**Task requirements**.
Copy out the listing in full, exactly as written, but not its pictures.

-- START OF Given data --

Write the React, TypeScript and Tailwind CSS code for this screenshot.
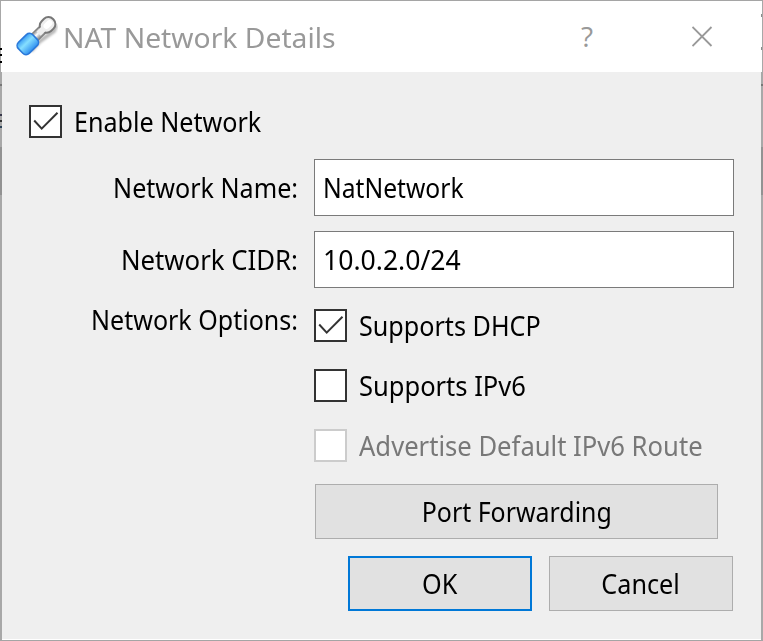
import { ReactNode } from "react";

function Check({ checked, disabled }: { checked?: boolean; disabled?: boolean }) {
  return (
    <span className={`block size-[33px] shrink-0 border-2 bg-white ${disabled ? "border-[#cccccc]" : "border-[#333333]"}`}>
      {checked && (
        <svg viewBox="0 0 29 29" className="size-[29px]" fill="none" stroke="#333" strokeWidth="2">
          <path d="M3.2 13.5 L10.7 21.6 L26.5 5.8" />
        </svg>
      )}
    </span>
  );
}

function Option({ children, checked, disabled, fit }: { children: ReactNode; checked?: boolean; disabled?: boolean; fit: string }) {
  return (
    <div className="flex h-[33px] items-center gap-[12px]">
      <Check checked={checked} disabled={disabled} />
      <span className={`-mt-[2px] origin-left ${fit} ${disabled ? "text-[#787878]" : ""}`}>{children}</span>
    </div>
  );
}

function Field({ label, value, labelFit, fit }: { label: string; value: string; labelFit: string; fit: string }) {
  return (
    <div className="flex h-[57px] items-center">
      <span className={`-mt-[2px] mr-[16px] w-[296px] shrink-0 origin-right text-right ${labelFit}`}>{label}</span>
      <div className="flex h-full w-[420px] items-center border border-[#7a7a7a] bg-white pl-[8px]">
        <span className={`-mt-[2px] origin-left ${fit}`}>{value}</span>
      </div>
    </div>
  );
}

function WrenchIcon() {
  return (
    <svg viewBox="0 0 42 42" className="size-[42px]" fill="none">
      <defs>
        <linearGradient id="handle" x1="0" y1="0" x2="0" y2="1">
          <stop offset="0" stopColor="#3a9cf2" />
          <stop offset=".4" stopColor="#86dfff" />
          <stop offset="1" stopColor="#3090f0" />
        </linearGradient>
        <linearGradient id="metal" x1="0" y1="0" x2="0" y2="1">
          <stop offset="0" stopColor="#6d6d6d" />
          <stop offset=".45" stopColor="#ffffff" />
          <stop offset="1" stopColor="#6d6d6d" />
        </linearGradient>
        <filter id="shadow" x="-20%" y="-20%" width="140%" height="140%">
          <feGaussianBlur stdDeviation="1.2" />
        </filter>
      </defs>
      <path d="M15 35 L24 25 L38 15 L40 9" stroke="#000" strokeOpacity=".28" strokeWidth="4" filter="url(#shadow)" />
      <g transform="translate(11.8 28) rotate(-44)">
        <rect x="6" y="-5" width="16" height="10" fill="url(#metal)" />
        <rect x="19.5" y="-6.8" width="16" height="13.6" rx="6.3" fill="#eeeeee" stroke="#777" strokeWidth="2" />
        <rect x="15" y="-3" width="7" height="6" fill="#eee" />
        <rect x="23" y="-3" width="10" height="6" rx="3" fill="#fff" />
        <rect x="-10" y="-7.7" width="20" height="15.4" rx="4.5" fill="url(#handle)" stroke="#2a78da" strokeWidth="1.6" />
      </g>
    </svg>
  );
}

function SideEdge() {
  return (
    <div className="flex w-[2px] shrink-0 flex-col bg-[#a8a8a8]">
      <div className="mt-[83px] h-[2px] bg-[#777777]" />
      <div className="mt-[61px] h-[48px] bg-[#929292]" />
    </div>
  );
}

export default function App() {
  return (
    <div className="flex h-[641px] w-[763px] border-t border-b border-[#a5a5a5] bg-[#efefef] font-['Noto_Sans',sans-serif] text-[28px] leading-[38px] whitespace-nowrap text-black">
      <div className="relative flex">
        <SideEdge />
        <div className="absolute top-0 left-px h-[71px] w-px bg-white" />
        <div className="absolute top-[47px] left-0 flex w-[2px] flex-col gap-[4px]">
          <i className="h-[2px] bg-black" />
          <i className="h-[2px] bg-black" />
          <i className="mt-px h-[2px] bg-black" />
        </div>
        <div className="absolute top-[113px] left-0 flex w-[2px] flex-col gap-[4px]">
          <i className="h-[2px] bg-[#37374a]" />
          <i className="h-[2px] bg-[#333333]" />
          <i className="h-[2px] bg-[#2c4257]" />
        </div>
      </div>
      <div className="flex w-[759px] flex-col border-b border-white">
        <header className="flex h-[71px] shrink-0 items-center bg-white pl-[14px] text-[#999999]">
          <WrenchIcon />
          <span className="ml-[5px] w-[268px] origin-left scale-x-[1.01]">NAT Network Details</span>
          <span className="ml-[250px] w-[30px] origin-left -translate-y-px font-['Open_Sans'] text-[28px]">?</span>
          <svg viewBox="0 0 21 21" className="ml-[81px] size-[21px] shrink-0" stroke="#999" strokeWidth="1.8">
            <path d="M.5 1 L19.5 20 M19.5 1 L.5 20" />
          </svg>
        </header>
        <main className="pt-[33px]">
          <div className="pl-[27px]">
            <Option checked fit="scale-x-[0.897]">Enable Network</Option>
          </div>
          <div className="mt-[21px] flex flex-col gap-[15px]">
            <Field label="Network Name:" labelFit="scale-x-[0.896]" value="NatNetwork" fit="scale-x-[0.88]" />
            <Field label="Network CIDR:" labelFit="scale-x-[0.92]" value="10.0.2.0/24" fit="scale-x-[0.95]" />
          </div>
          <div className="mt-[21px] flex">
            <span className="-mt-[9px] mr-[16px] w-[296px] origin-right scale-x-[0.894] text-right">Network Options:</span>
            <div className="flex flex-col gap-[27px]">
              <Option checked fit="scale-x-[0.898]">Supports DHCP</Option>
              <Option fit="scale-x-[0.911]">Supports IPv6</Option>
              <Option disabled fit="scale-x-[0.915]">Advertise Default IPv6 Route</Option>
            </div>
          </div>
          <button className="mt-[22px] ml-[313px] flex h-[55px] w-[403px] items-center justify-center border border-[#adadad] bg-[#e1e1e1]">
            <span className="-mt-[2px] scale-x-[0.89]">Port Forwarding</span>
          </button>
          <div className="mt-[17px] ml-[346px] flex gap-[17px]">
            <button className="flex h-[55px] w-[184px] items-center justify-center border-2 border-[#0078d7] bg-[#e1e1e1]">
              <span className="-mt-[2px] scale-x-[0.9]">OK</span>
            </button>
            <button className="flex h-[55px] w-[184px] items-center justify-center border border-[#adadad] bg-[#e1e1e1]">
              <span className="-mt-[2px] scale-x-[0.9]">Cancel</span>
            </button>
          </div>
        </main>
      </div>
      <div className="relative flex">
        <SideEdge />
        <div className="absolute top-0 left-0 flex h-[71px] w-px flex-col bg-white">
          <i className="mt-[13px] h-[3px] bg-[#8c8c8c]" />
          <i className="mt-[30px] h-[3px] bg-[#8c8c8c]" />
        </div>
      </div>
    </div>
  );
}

-- END OF Given data --

**Written answer**.
Write the React, TypeScript and Tailwind CSS code for this screenshot.
import { ReactNode } from "react";

function Check({ checked, disabled }: { checked?: boolean; disabled?: boolean }) {
  return (
    <span className={`block size-[33px] shrink-0 border-2 bg-white ${disabled ? "border-[#cccccc]" : "border-[#333333]"}`}>
      {checked && (
        <svg viewBox="0 0 29 29" className="size-[29px]" fill="none" stroke="#333" strokeWidth="2">
          <path d="M3.2 13.5 L10.7 21.6 L26.5 5.8" />
        </svg>
      )}
    </span>
  );
}

function Option({ children, checked, disabled, fit }: { children: ReactNode; checked?: boolean; disabled?: boolean; fit: string }) {
  return (
    <div className="flex h-[33px] items-center gap-[12px]">
      <Check checked={checked} disabled={disabled} />
      <span className={`-mt-[2px] origin-left ${fit} ${disabled ? "text-[#787878]" : ""}`}>{children}</span>
    </div>
  );
}

function Field({ label, value, labelFit, fit }: { label: string; value: string; labelFit: string; fit: string }) {
  return (
    <div className="flex h-[57px] items-center">
      <span className={`-mt-[2px] mr-[16px] w-[296px] shrink-0 origin-right text-right ${labelFit}`}>{label}</span>
      <div className="flex h-full w-[420px] items-center border border-[#7a7a7a] bg-white pl-[8px]">
        <span className={`-mt-[2px] origin-left ${fit}`}>{value}</span>
      </div>
    </div>
  );
}

function WrenchIcon() {
  return (
    <svg viewBox="0 0 42 42" className="size-[42px]" fill="none">
      <defs>
        <linearGradient id="handle" x1="0" y1="0" x2="0" y2="1">
          <stop offset="0" stopColor="#3a9cf2" />
          <stop offset=".4" stopColor="#86dfff" />
          <stop offset="1" stopColor="#3090f0" />
        </linearGradient>
        <linearGradient id="metal" x1="0" y1="0" x2="0" y2="1">
          <stop offset="0" stopColor="#6d6d6d" />
          <stop offset=".45" stopColor="#ffffff" />
          <stop offset="1" stopColor="#6d6d6d" />
        </linearGradient>
        <filter id="shadow" x="-20%" y="-20%" width="140%" height="140%">
          <feGaussianBlur stdDeviation="1.2" />
        </filter>
      </defs>
      <path d="M15 35 L24 25 L38 15 L40 9" stroke="#000" strokeOpacity=".28" strokeWidth="4" filter="url(#shadow)" />
      <g transform="translate(11.8 28) rotate(-44)">
        <rect x="6" y="-5" width="16" height="10" fill="url(#metal)" />
        <rect x="19.5" y="-6.8" width="16" height="13.6" rx="6.3" fill="#eeeeee" stroke="#777" strokeWidth="2" />
        <rect x="15" y="-3" width="7" height="6" fill="#eee" />
        <rect x="23" y="-3" width="10" height="6" rx="3" fill="#fff" />
        <rect x="-10" y="-7.7" width="20" height="15.4" rx="4.5" fill="url(#handle)" stroke="#2a78da" strokeWidth="1.6" />
      </g>
    </svg>
  );
}

function SideEdge() {
  return (
    <div className="flex w-[2px] shrink-0 flex-col bg-[#a8a8a8]">
      <div className="mt-[83px] h-[2px] bg-[#777777]" />
      <div className="mt-[61px] h-[48px] bg-[#929292]" />
    </div>
  );
}

export default function App() {
  return (
    <div className="flex h-[641px] w-[763px] border-t border-b border-[#a5a5a5] bg-[#efefef] font-['Noto_Sans',sans-serif] text-[28px] leading-[38px] whitespace-nowrap text-black">
      <div className="relative flex">
        <SideEdge />
        <div className="absolute top-0 left-px h-[71px] w-px bg-white" />
        <div className="absolute top-[47px] left-0 flex w-[2px] flex-col gap-[4px]">
          <i className="h-[2px] bg-black" />
          <i className="h-[2px] bg-black" />
          <i className="mt-px h-[2px] bg-black" />
        </div>
        <div className="absolute top-[113px] left-0 flex w-[2px] flex-col gap-[4px]">
          <i className="h-[2px] bg-[#37374a]" />
          <i className="h-[2px] bg-[#333333]" />
          <i className="h-[2px] bg-[#2c4257]" />
        </div>
      </div>
      <div className="flex w-[759px] flex-col border-b border-white">
        <header className="flex h-[71px] shrink-0 items-center bg-white pl-[14px] text-[#999999]">
          <WrenchIcon />
          <span className="ml-[5px] w-[268px] origin-left scale-x-[1.01]">NAT Network Details</span>
          <span className="ml-[250px] w-[30px] origin-left -translate-y-px font-['Open_Sans'] text-[28px]">?</span>
          <svg viewBox="0 0 21 21" className="ml-[81px] size-[21px] shrink-0" stroke="#999" strokeWidth="1.8">
            <path d="M.5 1 L19.5 20 M19.5 1 L.5 20" />
          </svg>
        </header>
        <main className="pt-[33px]">
          <div className="pl-[27px]">
            <Option checked fit="scale-x-[0.897]">Enable Network</Option>
          </div>
          <div className="mt-[21px] flex flex-col gap-[15px]">
            <Field label="Network Name:" labelFit="scale-x-[0.896]" value="NatNetwork" fit="scale-x-[0.88]" />
            <Field label="Network CIDR:" labelFit="scale-x-[0.92]" value="10.0.2.0/24" fit="scale-x-[0.95]" />
          </div>
          <div className="mt-[21px] flex">
            <span className="-mt-[9px] mr-[16px] w-[296px] origin-right scale-x-[0.894] text-right">Network Options:</span>
            <div className="flex flex-col gap-[27px]">
              <Option checked fit="scale-x-[0.898]">Supports DHCP</Option>
              <Option fit="scale-x-[0.911]">Supports IPv6</Option>
              <Option disabled fit="scale-x-[0.915]">Advertise Default IPv6 Route</Option>
            </div>
          </div>
          <button className="mt-[22px] ml-[313px] flex h-[55px] w-[403px] items-center justify-center border border-[#adadad] bg-[#e1e1e1]">
            <span className="-mt-[2px] scale-x-[0.89]">Port Forwarding</span>
          </button>
          <div className="mt-[17px] ml-[346px] flex gap-[17px]">
            <button className="flex h-[55px] w-[184px] items-center justify-center border-2 border-[#0078d7] bg-[#e1e1e1]">
              <span className="-mt-[2px] scale-x-[0.9]">OK</span>
            </button>
            <button className="flex h-[55px] w-[184px] items-center justify-center border border-[#adadad] bg-[#e1e1e1]">
              <span className="-mt-[2px] scale-x-[0.9]">Cancel</span>
            </button>
          </div>
        </main>
      </div>
      <div className="relative flex">
        <SideEdge />
        <div className="absolute top-0 left-0 flex h-[71px] w-px flex-col bg-white">
          <i className="mt-[13px] h-[3px] bg-[#8c8c8c]" />
          <i className="mt-[30px] h-[3px] bg-[#8c8c8c]" />
        </div>
      </div>
    </div>
  );
}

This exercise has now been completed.